Dr. Kimball has worked in mountain ecology and conservation for over thirty years, and was nominated by Andrew Norkin, AMC Director of Trails and Recreation Management and Scott Monroe, who helped create the AMC’s Alpine Stewardship Volunteer Program. Dr. Kimball, who received his B.S. in Ecology from Cornell University, his M.S. in Zoology from University of Massachusetts, and his Ph.D. in Botany from the University of New Hampshire, has published and spoken extensively on a variety of environmental issues, including in-stream flow policy and hydroelectric dam relicensing, windpower siting policy, Northeast mountain ecology and response to climate change, and endangered alpine plant recovery.

Dr. Kimball worked in partnership with the U.S. Fish and Wildlife Service and the U.S. Forest Service to propagate the formerly endangered Robbins’ cinquefoil (Potentilla Robbinsiana) at high elevation restoration sites in New Hampshire. Due to the partnership’s efforts, the plant, placed on the list of endangered and threatened species in 1980 and found only at two locations in the alpine zone on Mount Washington and Franconia Ridge, was removed from the list in 2002.

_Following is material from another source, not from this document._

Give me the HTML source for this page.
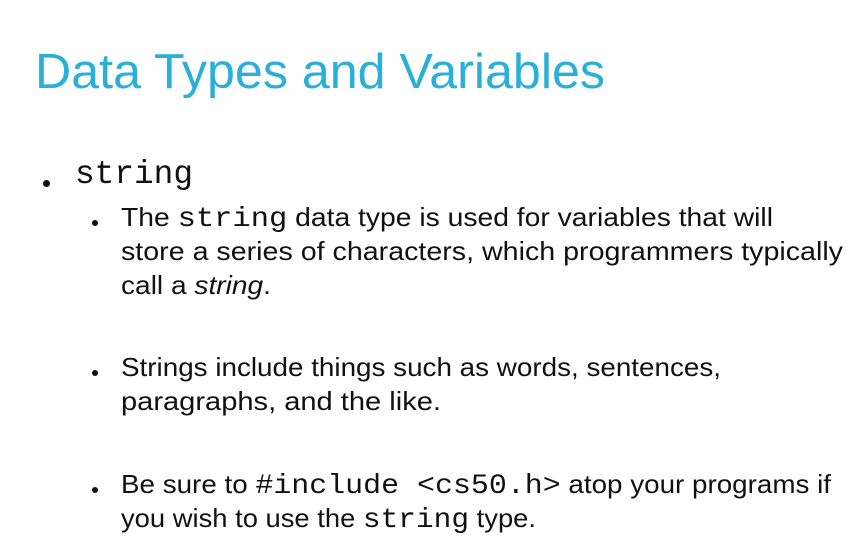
<!DOCTYPE html>
<html><head><meta charset="utf-8"><style>
html,body{margin:0;padding:0;background:#fff;width:863px;height:555px;overflow:hidden;font-family:"Liberation Sans",sans-serif;color:#111}
.l{position:absolute;white-space:nowrap;transform-origin:0 0;line-height:1}
.m{font-family:"Liberation Mono",monospace}
.t{color:#2ab0d8;font-size:49px}
.s{font-size:26px}
.b{position:absolute;width:6px;height:6px;border-radius:50%;background:#111}
</style></head><body>
<div class="l t" data-w="570" style="left:35px;top:48px">Data Types and Variables</div>
<div class="b" style="left:43px;top:180px;width:7px;height:7px"></div>
<div class="l m" data-w="118" style="left:75px;top:158px;font-size:33px">string</div>
<div class="b" style="left:92px;top:220px"></div>
<div class="l s" data-w="652" style="left:121px;top:204px">The <span class="m" style="font-size:28px">string</span> data type is used for variables that will</div>
<div class="l s" data-w="722" style="left:121px;top:238px">store a series of characters, which programmers typically</div>
<div class="l s" data-w="150" style="left:121px;top:272px">call a <i>string</i>.</div>
<div class="b" style="left:92px;top:370px"></div>
<div class="l s" data-w="600" style="left:121px;top:354px">Strings include things such as words, sentences,</div>
<div class="l s" data-w="320" style="left:121px;top:388px">paragraphs, and the like.</div>
<div class="b" style="left:92px;top:487px"></div>
<div class="l s" data-w="710" style="left:121px;top:471px">Be sure to <span class="m" style="font-size:28px">#include &lt;cs50.h&gt;</span> atop your programs if</div>
<div class="l s" data-w="415" style="left:121px;top:505px">you wish to use the <span class="m" style="font-size:28px">string</span> type.</div>
<script>
document.querySelectorAll('[data-w]').forEach(function(e){var w=e.getBoundingClientRect().width;e.style.transform='scaleX('+(e.dataset.w/w)+')';});
</script>
</body></html>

Dr. Kimball’s work also includes a multi-year study of the effects of climate change on high elevation and alpine ecosystems. The Waterman Fund recently began supporting AMC’s Mountain Watch Program, a citizen-scientist monitoring program where volunteers collect data on when alpine flowers bloom and how long they flower.

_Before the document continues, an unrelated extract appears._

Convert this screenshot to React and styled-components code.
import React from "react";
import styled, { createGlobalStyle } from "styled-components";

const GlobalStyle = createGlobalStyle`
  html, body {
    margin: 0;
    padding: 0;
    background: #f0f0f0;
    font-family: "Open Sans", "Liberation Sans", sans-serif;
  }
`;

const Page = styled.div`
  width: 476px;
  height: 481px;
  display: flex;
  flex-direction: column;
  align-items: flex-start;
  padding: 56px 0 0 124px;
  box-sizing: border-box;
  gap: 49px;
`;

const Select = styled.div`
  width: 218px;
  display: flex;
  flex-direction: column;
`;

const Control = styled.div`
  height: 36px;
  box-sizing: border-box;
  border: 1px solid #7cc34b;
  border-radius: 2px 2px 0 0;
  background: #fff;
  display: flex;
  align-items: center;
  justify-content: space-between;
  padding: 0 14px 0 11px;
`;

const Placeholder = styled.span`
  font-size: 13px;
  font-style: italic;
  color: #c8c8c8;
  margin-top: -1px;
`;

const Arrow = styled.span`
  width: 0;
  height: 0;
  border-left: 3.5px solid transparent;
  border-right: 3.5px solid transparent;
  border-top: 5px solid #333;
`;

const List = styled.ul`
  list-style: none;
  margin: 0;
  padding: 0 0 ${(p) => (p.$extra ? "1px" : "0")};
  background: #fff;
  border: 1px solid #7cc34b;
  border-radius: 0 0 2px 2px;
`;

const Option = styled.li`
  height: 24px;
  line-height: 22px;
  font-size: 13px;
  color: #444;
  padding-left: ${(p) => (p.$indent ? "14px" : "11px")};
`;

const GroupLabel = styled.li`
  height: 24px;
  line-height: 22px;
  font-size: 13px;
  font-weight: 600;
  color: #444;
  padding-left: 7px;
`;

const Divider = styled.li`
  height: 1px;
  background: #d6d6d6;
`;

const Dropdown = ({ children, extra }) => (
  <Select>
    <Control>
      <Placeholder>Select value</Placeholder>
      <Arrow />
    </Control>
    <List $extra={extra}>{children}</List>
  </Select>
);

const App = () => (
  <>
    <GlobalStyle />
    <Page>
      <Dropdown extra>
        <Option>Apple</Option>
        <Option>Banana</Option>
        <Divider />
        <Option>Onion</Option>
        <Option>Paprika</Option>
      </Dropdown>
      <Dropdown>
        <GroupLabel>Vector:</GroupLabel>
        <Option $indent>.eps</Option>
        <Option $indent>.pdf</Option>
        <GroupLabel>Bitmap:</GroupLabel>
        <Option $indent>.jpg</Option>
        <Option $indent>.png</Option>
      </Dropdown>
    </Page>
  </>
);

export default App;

The Waterman Fund recognized Dr. Kimball and his tremendous contributions to alpine stewardship with this year’s Guy Waterman Alpine Steward award and a framed photograph of Mt. Madison’s Star Lake, taken by Brian Post of Brian Post Photography in Jackson, NH. The same evening, Dr. Peter Palmiotto, Director of Conservation Biology at Antioch University New England, shared slides and stories about the Monadnock Ecological Research and Education Project (MERE). This collaborative research project has received two years of funding from the Waterman Fund to promote informed use and foster appreciation of New Hampshire’s heavily-trafficked Mt. Monadnock through ecological research, monitoring, and educational outreach.

Ken Kimball and Laura Waterman pose with a photograph of Star Lake by Brian Post Photography.